Karena dari sini harus diambil aliran air untuk penggerak kilang-kilang itu, maka air Ciliwung dibendung di Pintu Air, sekarang dekat Mesjid Istiqlal.
Pembuatan terusan-terusan dan saluran air lainnya mungkin memang berguna untuk pertahanan kota, lalu lintas air dan pertanian, tetapi tata air di sekitar Jakarta mengalami kemunduran.
Sistem jaringan terusan itu malah menambah bahaya banjir dan pengendapan lumpur.
Area tanah yang digenangi air tak mengalir makin luas.
Dalam keadaan tata air demikianlah pada tahun 1699, Betawi ditimpa musibah meletusnya Gunung Salak yang mendatangkan banjir lumpur dari pegunungan disertai dengan hujan abu yang lebat.

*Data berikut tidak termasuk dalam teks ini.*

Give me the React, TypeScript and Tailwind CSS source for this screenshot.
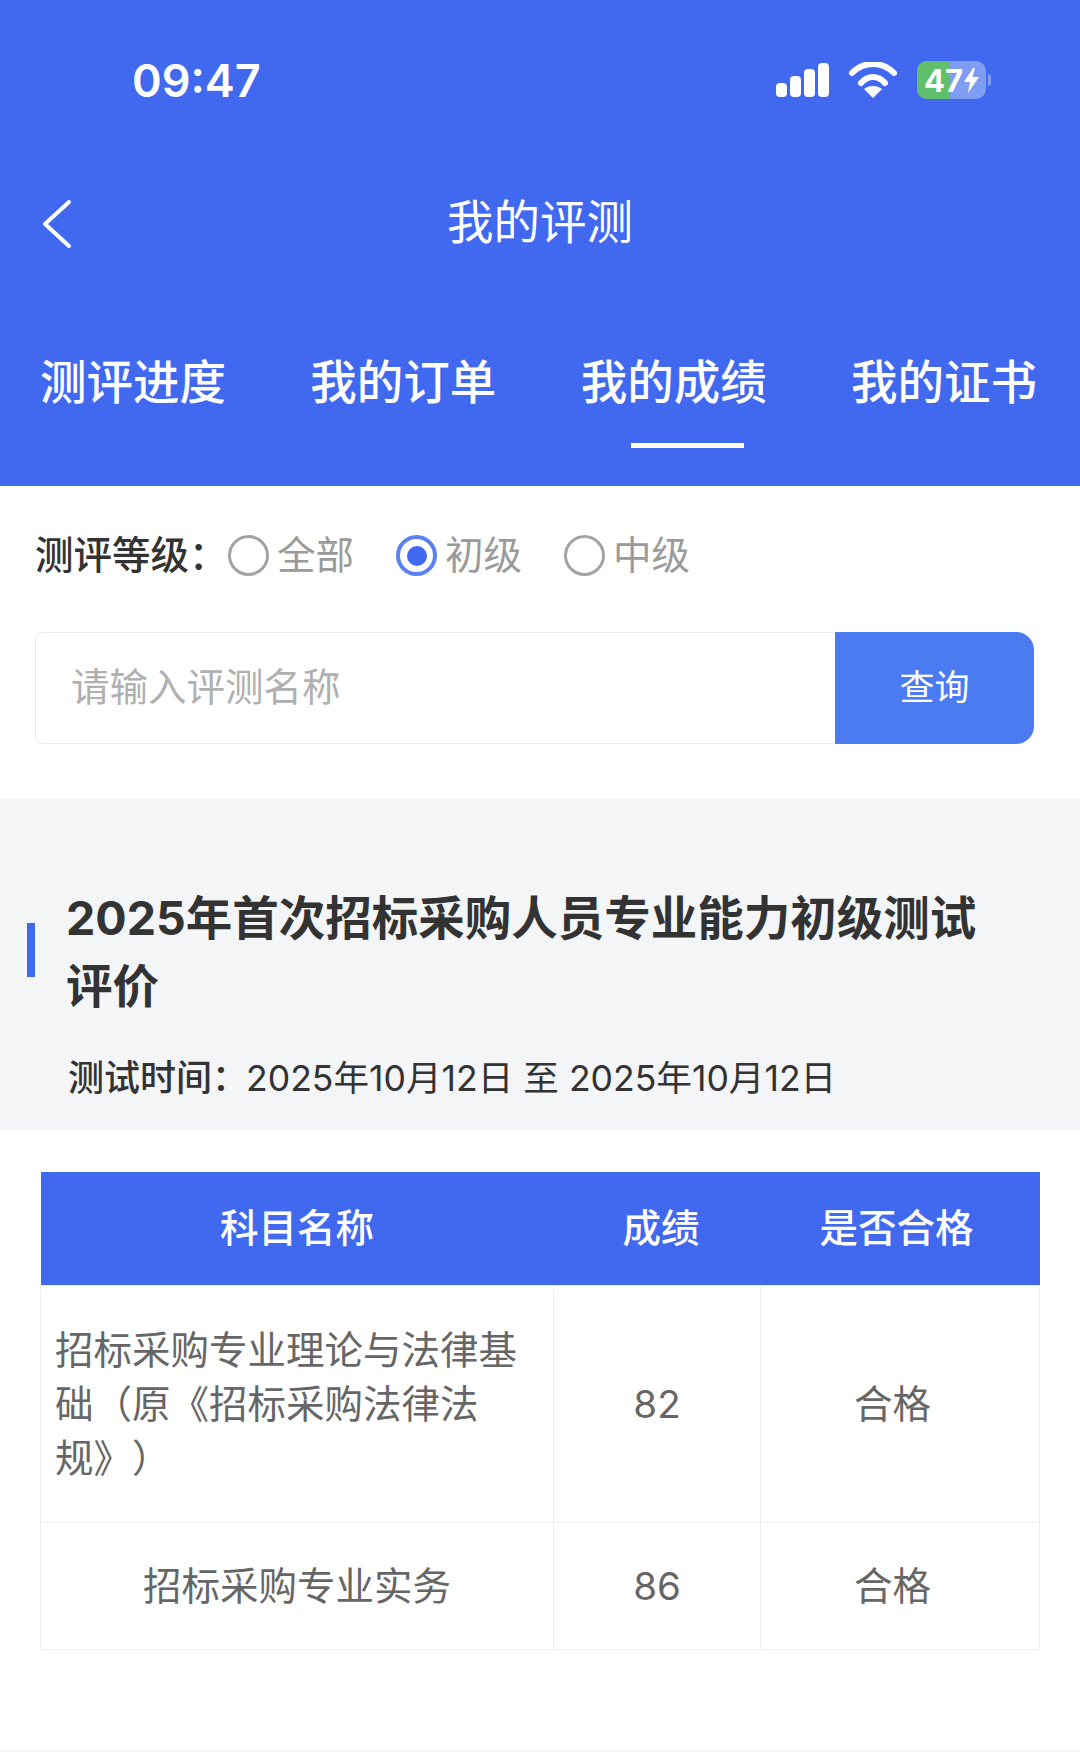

Semua jalan air tersumbat lumpur.
Pertambahan tanah pada pantai juga makin memperburuk keadaan masalah drainase yang sudah dalam keadaan tak baik.
Garis pantai berpindah sekitar 75 meter ke arah laut dalam waktu sebulan, yang setengahnya terjadi pada tanggal 4 dan 5 Januari sesudah letusan Gunung Salak itu.
Setiap banjir, lumpur menyumbat jalan air kembali, padahal pada musim kemarau sebelumnya dikeruk dengan susah payah.
Cara melancarkan jalan air dengan pengerukan itu hanya bisa bertahan beberapa tahun, sehingga orang berdaya untuk mengatasi masalah banjir yang datang setiap musim hujan.